Sex and the City’s Cynthia Nixon responds after backlash to ‘cringe’ Miranda scenes in reboot

Sex and the City star Cynthia Nixon at HBO Max's "And Just Like That" New York Premiere

Sex and the City star Cynthia Nixon has responded to the backlash over her character Miranda in reboot series And Just Like That…

Viewers weren’t particularly happy to see that outspoken corporate lawyer has transformed into a bumbling middle-aged white woman who struggles with racial interactions.

Scenes that fans found particularly painful included ones where Miranda made unfortunate comments about her Black professor’s changing hairstyles and played the “white saviour” when the professor had a run-in with security staff.

These scenes, both in premiere episodes of HBO Max’s And Just Like That… left many Sex and the City fans concerned about where things were going to go for Miranda, who in the new series is pursuing a master’s degree in human rights so she can become “an advocate for women who need one”.

Many can agree that Miranda was previously the most relatable character in the original series, and the fact she is played by a proud queer woman who is a progressive activist only made the changes to her character all the more surprising.

Speaking to Elle magazine, Cynthia Nixon admitted she had initially been nervous to sign on for the reboot.

“I was nervous about the whole thing,” she said. “I was very reluctant at first. I said I probably wasn’t going to sign back on because I felt like there would have to be a sea change to happen to make this show – the show we would want it to be in 2021 and beyond.”

Nixon added: “As wonderful as [SATC] is, to do that show right now would be incredibly tone-deaf. So I was really worried that the transformation wouldn’t be big enough, and my fears are very allayed.”

The Miranda actor explained that she felt it was important for And Just Like That... to try and right some of the wrongs from the original series as she added: “It’s part of the reason we wanted to do the show – to go back and [undo] the things that we really got wrong.

“We had gay characters [in SATC], but a lot of the LGBT stuff in it was purely for comedic effect – and now rings harsh on the ear, I have to say.”
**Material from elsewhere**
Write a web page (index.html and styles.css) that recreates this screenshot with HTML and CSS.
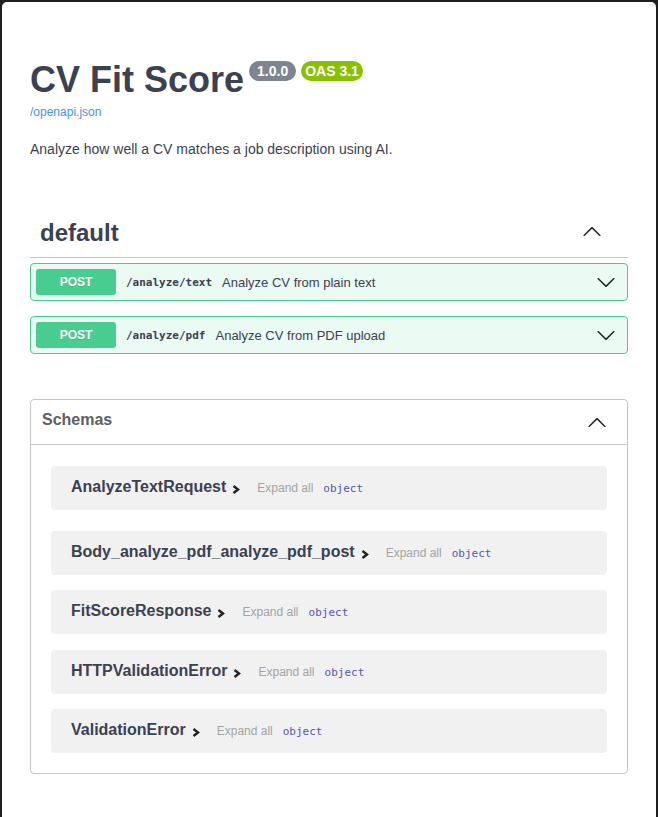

Kristin Davis, Sarah Jessica Parker and Cynthia Nixon filming And Just Like That...

Kristin Davis, Sarah Jessica Parker and Cynthia Nixon filming And Just Like That… (Getty)

Nixon insisted that the script is “so delicious” despite the awkward scenes.
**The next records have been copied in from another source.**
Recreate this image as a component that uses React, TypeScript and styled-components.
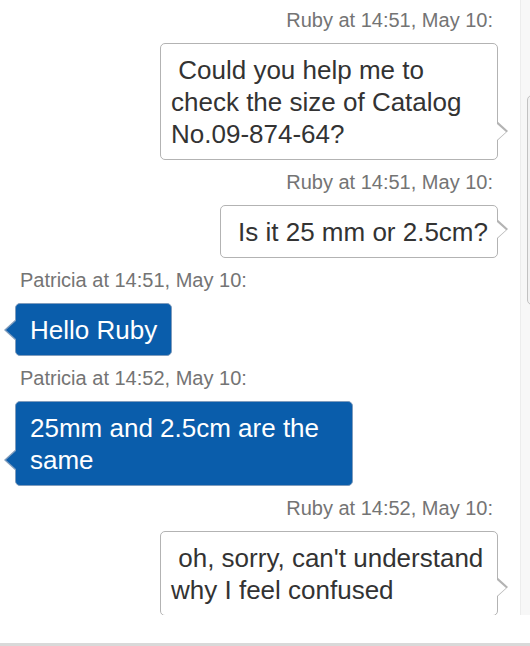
import React from "react";
import styled, { createGlobalStyle, css } from "styled-components";

const GlobalStyle = createGlobalStyle`
  html, body {
    margin: 0;
    padding: 0;
    background: #ffffff;
    font-family: "Liberation Sans", Arial, Helvetica, sans-serif;
  }
  * { box-sizing: border-box; }
`;

type Msg = { id: number; author: string; time: string; text: string; mine: boolean };

const messages: Msg[] = [
  { id: 1, author: "Ruby", time: "14:51, May 10", text: " Could you help me to check the size of Catalog No.09-874-64?", mine: true },
  { id: 2, author: "Ruby", time: "14:51, May 10", text: " Is it 25 mm or 2.5cm?", mine: true },
  { id: 3, author: "Patricia", time: "14:51, May 10", text: "Hello Ruby", mine: false },
  { id: 4, author: "Patricia", time: "14:52, May 10", text: "25mm and 2.5cm are the same", mine: false },
  { id: 5, author: "Ruby", time: "14:52, May 10", text: " oh, sorry, can't understand why I feel confused", mine: true },
];

const Page = styled.div`
  width: 530px;
  height: 646px;
  display: flex;
  flex-direction: column;
  overflow: hidden;
  background: #fff;
`;

const ChatViewport = styled.div`
  flex: none;
  height: 615px;
  display: flex;
  flex-direction: row;
  overflow: hidden;
`;

const MessageList = styled.div`
  flex: 1;
  display: flex;
  flex-direction: column;
  gap: 10px;
  padding: 8px 22px 0 15px;
  overflow: hidden;
`;

const Message = styled.div<{ $mine: boolean }>`
  flex: none;
  display: flex;
  flex-direction: column;
  align-items: ${(p) => (p.$mine ? "flex-end" : "flex-start")};
`;

const Meta = styled.div`
  font-size: 20px;
  line-height: 24px;
  color: #747474;
  padding: 0 5px;
  margin-bottom: 11px;
`;

const mineBubble = css`
  background: #ffffff;
  border: 1px solid #b3b3b3;
  color: #333333;
  padding: 10px 9px 9px 10px;

  &::before {
    content: "";
    position: absolute;
    right: -11px;
    bottom: 18px;
    border-top: 10px solid transparent;
    border-bottom: 10px solid transparent;
    border-left: 11px solid #b3b3b3;
  }
  &::after {
    content: "";
    position: absolute;
    right: -9px;
    bottom: 19.5px;
    border-top: 8.5px solid transparent;
    border-bottom: 8.5px solid transparent;
    border-left: 9.5px solid #ffffff;
  }
`;

const theirBubble = css`
  background: #0a5dab;
  border: 1px solid #7f9cbd;
  color: #ffffff;
  padding: 10px 14px 9px;

  &::before {
    content: "";
    position: absolute;
    left: -12px;
    bottom: 14px;
    border-top: 11px solid transparent;
    border-bottom: 11px solid transparent;
    border-right: 12px solid #7f9cbd;
  }
  &::after {
    content: "";
    position: absolute;
    left: -10.5px;
    bottom: 15px;
    border-top: 10px solid transparent;
    border-bottom: 10px solid transparent;
    border-right: 11px solid #0a5dab;
  }
`;

const Bubble = styled.div<{ $mine: boolean }>`
  position: relative;
  max-width: 338px;
  border-radius: 5px;
  font-size: 26px;
  line-height: 32px;
  white-space: pre-wrap;
  ${(p) => (p.$mine ? mineBubble : theirBubble)}
`;

const ScrollTrack = styled.div`
  position: relative;
  width: 10px;
  flex: none;
  background: #f7f7f7;
  border-left: 1px solid #ececec;
`;

const ScrollThumb = styled.div`
  position: absolute;
  top: 95px;
  left: 6px;
  width: 10px;
  height: 210px;
  border: 1px solid #c2c2c2;
  border-radius: 5px;
  background: #f2f2f2;
`;

const Footer = styled.div`
  flex: 1;
  min-height: 0;
  overflow: hidden;
  padding-top: 28px;
  background: #ffffff;
`;

const ComposerBar = styled.div`
  height: 40px;
  background: #d9d9d9;
`;

export default function App() {
  return (
    <>
      <GlobalStyle />
      <Page>
        <ChatViewport>
          <MessageList>
            {messages.map((m) => (
              <Message key={m.id} $mine={m.mine}>
                <Meta>
                  {m.author} at {m.time}:
                </Meta>
                <Bubble $mine={m.mine}>{m.text}</Bubble>
              </Message>
            ))}
          </MessageList>
          <ScrollTrack>
            <ScrollThumb />
          </ScrollTrack>
        </ChatViewport>
        <Footer>
          <ComposerBar />
        </Footer>
      </Page>
    </>
  );
}
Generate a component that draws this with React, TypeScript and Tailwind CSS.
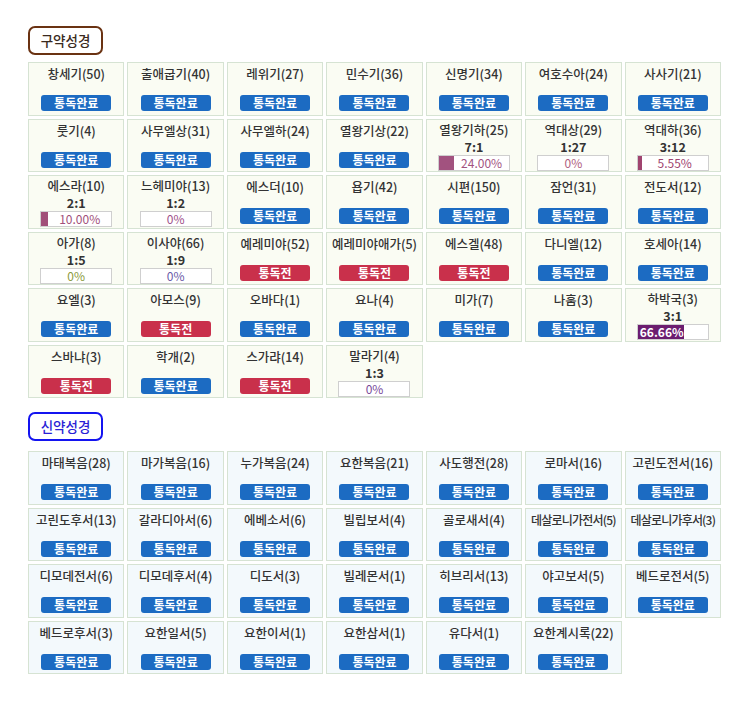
import React from 'react';

type Book = {
  name: string;
  status: 'done' | 'todo' | 'progress';
  ratio?: string;
  pct?: number;
  label?: string;
  color?: string;
  tight?: boolean;
};

const done = (name: string, tight = false): Book => ({ name, status: 'done', tight });
const todo = (name: string): Book => ({ name, status: 'todo' });
const prog = (name: string, ratio: string, pct: number, label: string, color: string): Book => ({
  name,
  status: 'progress',
  ratio,
  pct,
  label,
  color,
});

const oldTestament: Book[] = [
  done('창세기(50)'), done('출애굽기(40)'), done('레위기(27)'), done('민수기(36)'), done('신명기(34)'), done('여호수아(24)'), done('사사기(21)'),
  done('룻기(4)'), done('사무엘상(31)'), done('사무엘하(24)'), done('열왕기상(22)'),
  prog('열왕기하(25)', '7:1', 22, '24.00%', '#a2527f'),
  prog('역대상(29)', '1:27', 0, '0%', '#b0607e'),
  prog('역대하(36)', '3:12', 5.55, '5.55%', '#a0446f'),
  prog('에스라(10)', '2:1', 10, '10.00%', '#a14f79'),
  prog('느헤미야(13)', '1:2', 0, '0%', '#a0508a'),
  done('에스더(10)'), done('욥기(42)'), done('시편(150)'), done('잠언(31)'), done('전도서(12)'),
  prog('아가(8)', '1:5', 0, '0%', '#8c9a3c'),
  prog('이사야(66)', '1:9', 0, '0%', '#6a5aa8'),
  todo('예레미야(52)'), todo('예레미야애가(5)'), todo('에스겔(48)'), done('다니엘(12)'), done('호세아(14)'),
  done('요엘(3)'), todo('아모스(9)'), done('오바다(1)'), done('요나(4)'), done('미가(7)'), done('나훔(3)'),
  prog('하박국(3)', '3:1', 66.66, '66.66%', '#6b1d6f'),
  todo('스바냐(3)'), done('학개(2)'), todo('스가랴(14)'),
  prog('말라기(4)', '1:3', 0, '0%', '#7a4a9a'),
];

const newTestament: Book[] = [
  done('마태복음(28)'), done('마가복음(16)'), done('누가복음(24)'), done('요한복음(21)'), done('사도행전(28)'), done('로마서(16)'), done('고린도전서(16)'),
  done('고린도후서(13)'), done('갈라디아서(6)'), done('에베소서(6)'), done('빌립보서(4)'), done('골로새서(4)'), done('데살로니가전서(5)', true), done('데살로니가후서(3)', true),
  done('디모데전서(6)'), done('디모데후서(4)'), done('디도서(3)'), done('빌레몬서(1)'), done('히브리서(13)'), done('야고보서(5)'), done('베드로전서(5)'),
  done('베드로후서(3)'), done('요한일서(5)'), done('요한이서(1)'), done('요한삼서(1)'), done('유다서(1)'), done('요한계시록(22)'),
];

const ProgressBar = ({ book }: { book: Book }) => {
  const pct = book.pct ?? 0;
  const inside = pct > 50;
  return (
    <div className="mt-[1px] flex w-[72px] h-[16px] border border-[#cfcfcf] bg-white overflow-hidden">
      {pct > 0 && (
        <div
          className={`h-full flex items-center text-[12px] leading-none font-bold text-white ${inside ? 'pl-[2px]' : ''}`}
          style={{ width: `${pct}%`, backgroundColor: book.color }}
        >
          {inside && book.label}
        </div>
      )}
      <div className="flex-1 flex items-center justify-center text-[12px] leading-none" style={{ color: book.color }}>
        {!inside && book.label}
      </div>
    </div>
  );
};

const BookCell = ({ book, bg }: { book: Book; bg: string }) => (
  <div className={`h-[53.5px] border border-[#d6e3d3] ${bg} flex flex-col items-center`}>
    {book.status === 'progress' ? (
      <>
        <div className="mt-[2px] h-[16px] leading-[16px] text-[12.5px] font-medium text-[#333] whitespace-nowrap">
          {book.name}
        </div>
        <div className="mt-[1px] h-[15px] leading-[15px] text-[12.5px] font-bold text-[#333]">{book.ratio}</div>
        <ProgressBar book={book} />
      </>
    ) : (
      <>
        <div
          className={`mt-[3px] h-[16px] leading-[16px] font-medium text-[#333] whitespace-nowrap ${
            book.tight ? 'text-[12px] tracking-[-0.8px]' : 'text-[12.5px]'
          }`}
        >
          {book.name}
        </div>
        <div
          className={`mt-[13px] w-[70px] h-[16px] rounded-[3px] flex items-center justify-center text-[12px] leading-none font-bold text-white ${
            book.status === 'done' ? 'bg-[#1c6bc2]' : 'bg-[#c9304b]'
          }`}
        >
          {book.status === 'done' ? '통독완료' : '통독전'}
        </div>
      </>
    )}
  </div>
);

const Section = ({
  title,
  books,
  titleClass,
  bg,
  gridTop,
}: {
  title: string;
  books: Book[];
  titleClass: string;
  bg: string;
  gridTop: string;
}) => (
  <section>
    <div
      className={`w-[75px] h-[29px] border-2 rounded-[7px] flex items-center justify-center text-[13.5px] font-medium ${titleClass}`}
    >
      {title}
    </div>
    <div className={`${gridTop} grid grid-cols-7 gap-[3px] w-[693px]`}>
      {books.map((b) => (
        <BookCell key={b.name} book={b} bg={bg} />
      ))}
    </div>
  </section>
);

export default function App() {
  return (
    <div
      className="min-h-[701px] bg-white pl-[28px] pt-[26px] flex flex-col gap-[14px]"
      style={{ fontFamily: '"Noto Sans CJK KR", "Noto Sans", sans-serif' }}
    >
      <Section
        title="구약성경"
        books={oldTestament}
        titleClass="border-[#6a3212] text-[#3a2a20]"
        bg="bg-[#fafcf3]"
        gridTop="mt-[7px]"
      />
      <Section
        title="신약성경"
        books={newTestament}
        titleClass="border-[#1414f0] text-[#2a1fd6]"
        bg="bg-[#f3f9fc]"
        gridTop="mt-[10px]"
      />
    </div>
  );
}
“We know all of the original characters have their hearts in the right place, and that they’re trying to do their best, but they’re very often slipping on a banana peel and falling down. And that’s the nature of comedy, right?”

In a further chat with press, the actress insisted that Miranda’s cringe comments shouldn’t have been a surprise because “Miranda is always sticking her foot in her mouth – getting angry and mouthing off.”

She explained: “This wasn’t a case of her mouthing off, but it was a case of her speaking before she thought or not having the right words.”

And Just Like That… was met with mixed reviews following its premiere, with some labelling its attempts to introduce issues of race as ham-fisted and tone-deaf, while others lamented over the fact the fun nature of the series seemed to be missing.

The reboot also explained the absence of Kim Cattrall’s character Samantha Jones, leaving the door open for the actress to make a return in the future.

And Just Like That… airs on Thursdays at 9pm on the Sky Comedy channel.